------ Data segment ------

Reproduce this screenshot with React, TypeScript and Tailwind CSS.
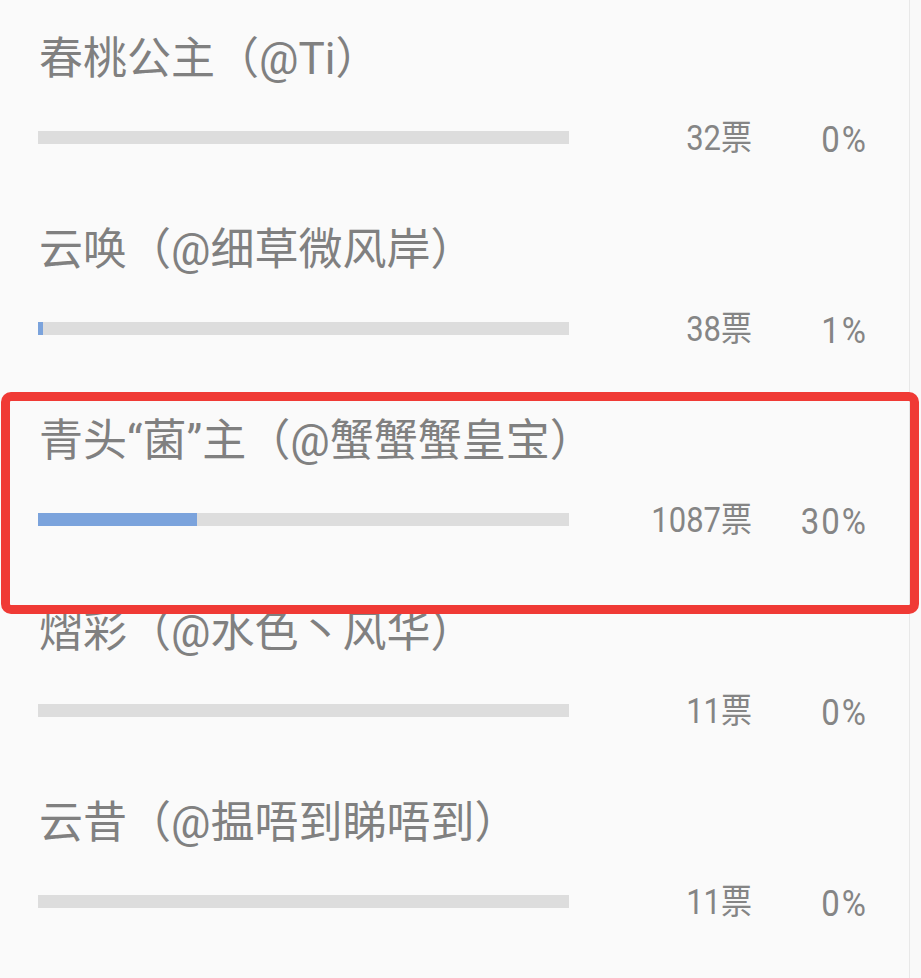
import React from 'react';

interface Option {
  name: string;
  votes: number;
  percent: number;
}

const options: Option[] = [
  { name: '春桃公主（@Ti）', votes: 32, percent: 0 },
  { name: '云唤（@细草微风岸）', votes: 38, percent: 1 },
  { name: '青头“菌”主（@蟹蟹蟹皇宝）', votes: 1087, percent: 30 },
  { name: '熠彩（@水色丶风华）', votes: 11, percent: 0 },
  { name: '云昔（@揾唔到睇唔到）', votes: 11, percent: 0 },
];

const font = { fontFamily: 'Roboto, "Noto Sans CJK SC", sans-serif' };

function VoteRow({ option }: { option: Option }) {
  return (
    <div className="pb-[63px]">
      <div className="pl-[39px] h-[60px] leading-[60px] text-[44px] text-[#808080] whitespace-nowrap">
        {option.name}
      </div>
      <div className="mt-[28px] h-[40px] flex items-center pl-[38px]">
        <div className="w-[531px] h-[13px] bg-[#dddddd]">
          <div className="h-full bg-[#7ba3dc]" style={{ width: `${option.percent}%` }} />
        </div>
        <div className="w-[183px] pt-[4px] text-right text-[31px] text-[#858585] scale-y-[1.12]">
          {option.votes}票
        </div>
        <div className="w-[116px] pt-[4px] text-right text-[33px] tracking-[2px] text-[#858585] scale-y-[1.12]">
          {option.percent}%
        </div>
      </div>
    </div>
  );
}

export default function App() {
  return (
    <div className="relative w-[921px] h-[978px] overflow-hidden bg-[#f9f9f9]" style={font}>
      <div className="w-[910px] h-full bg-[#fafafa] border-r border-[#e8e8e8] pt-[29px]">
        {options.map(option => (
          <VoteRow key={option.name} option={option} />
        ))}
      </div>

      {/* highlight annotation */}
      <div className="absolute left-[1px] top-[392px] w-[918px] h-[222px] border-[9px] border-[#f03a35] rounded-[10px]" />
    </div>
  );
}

------

• What to do: Find the string "React" in the listing and return every line that holds it.

• Written solution:
Reproduce this screenshot with React, TypeScript and Tailwind CSS.
import React from 'react';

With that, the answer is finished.